Блондиночка, трясясь, закивала.
— Это честь… огромная честь… я…
— Ну, иди. Веселись и, смотри, обязательно потанцуй, а папа посмотрит, что ты умеешь. Покажись ему во всей красе…
Драко не выдержал, отвернулся, сошел по ступенькам и стал пробираться через толпу подхалимов, окружившую трон. Он услышал взрыв смеха и испуганный писк Миланы, отвечавшей на какую-то очередную глупость Короля.
Он досадовал на себя, злился на сына, но при том был напуган. Что-то совсем недетское было в этом разговоре, и даже не грязное школьное любопытство — а зрелый, точный расчет.

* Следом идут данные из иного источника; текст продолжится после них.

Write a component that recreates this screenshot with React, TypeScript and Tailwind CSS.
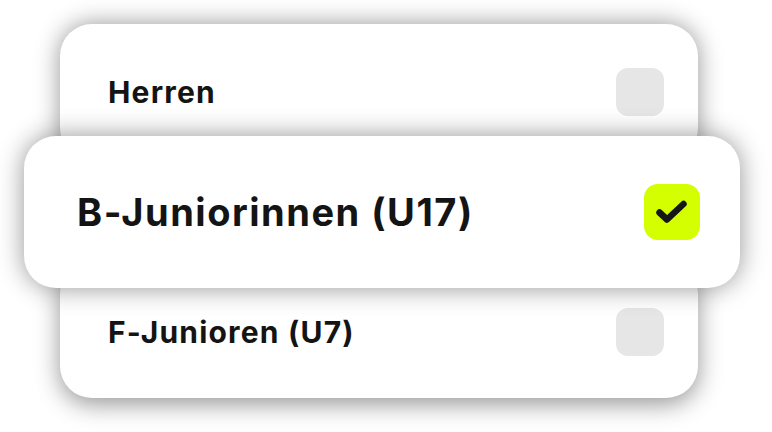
type Size = 'sm' | 'lg';

function Box({ checked, size }: { checked: boolean; size: Size }) {
  if (checked) {
    return (
      <div className="h-[56px] w-[56px] shrink-0 rounded-[14px] bg-[#d4ff00]">
        <svg width="56" height="56" viewBox="0 0 56 56" fill="none">
          <path d="M15.5 28.5 L23 35.5 L39.5 20" stroke="#161616" strokeWidth="6.5" strokeLinecap="round" strokeLinejoin="round" />
        </svg>
      </div>
    );
  }
  return (
    <div
      className={
        size === 'sm'
          ? 'h-[48px] w-[48px] shrink-0 rounded-[12px] bg-[#e6e6e6]'
          : 'h-[56px] w-[56px] shrink-0 rounded-[14px] bg-[#e6e6e6]'
      }
    />
  );
}

export default function App() {
  return (
    <div className="h-[432px] w-[772px] overflow-hidden bg-white font-['Inter',sans-serif] text-[#141414]">
      <div className="flex flex-col items-start pl-[24px] pt-[24px]">
        {/* back card */}
        <div className="relative z-0 ml-[36px] flex h-[136px] w-[638px] items-start rounded-[32px] bg-white pt-[44px] pl-[48px] pr-[34px] shadow-[0_0_24px_rgba(0,0,0,0.42)]">
          <div className="flex h-[48px] w-full items-center justify-between">
            <span className="text-[30px] font-bold leading-none tracking-[0.04em]">Herren</span>
            <Box checked={false} size="sm" />
          </div>
        </div>

        {/* active card */}
        <div className="relative z-10 -mt-[24px] flex h-[152px] w-[716px] items-center justify-between rounded-[32px] bg-white pl-[53px] pr-[40px] shadow-[0_0_26px_rgba(0,0,0,0.42)]">
          <span className="text-[38px] font-bold leading-none tracking-[0.04em]">B-Juniorinnen (U17)</span>
          <Box checked size="lg" />
        </div>

        {/* back card */}
        <div className="relative z-0 -mt-[26px] ml-[36px] flex h-[136px] w-[638px] items-end rounded-[32px] bg-white pb-[42px] pl-[48px] pr-[34px] shadow-[0_6px_24px_rgba(0,0,0,0.42)]">
          <div className="flex h-[48px] w-full items-center justify-between">
            <span className="text-[30px] font-bold leading-none tracking-[0.04em]">F-Junioren (U7)</span>
            <Box checked={false} size="sm" />
          </div>
        </div>
      </div>
    </div>
  );
}
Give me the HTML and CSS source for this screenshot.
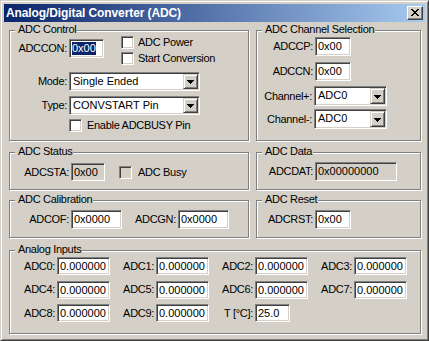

В своей спальне он, поддавшись необъяснимому страху, придвинул кресло к двери. Затем взял кувшин с водой и выплеснул отраву на мраморные плиты балкона.
Разделся и лег, ожидая бессонницы, готовый к ней, как к пытке или приступу изматывающей болезни. Жара не спадала, в темном небе вспыхивали точки фейерверка, слышались треск и свист падающих шутих. Драко положил руку на грудь и чувствовал, как при каждом далеком взрыве его сердце делает маленький испуганный прыжок.
— Наконец-то, — сказал король Эан, выступая из мглы. — Я дожидался так долго.
— Чего ты дожидался?
— Когда ты откажешься от наркотика. От сонной отравы.
— Прежде ты приходил во снах…
— А теперь я могу прийти лишь в потерянный сон. В настоящий сон. Иначе говоря, в твою бессонницу.
— Хорошо, — без выражения сказал Драко, — приходи.
— Ты больше не станешь ничего пить? Ты умрешь от жажды. А если станешь, то зелья тебе подсунут, не беспокойся.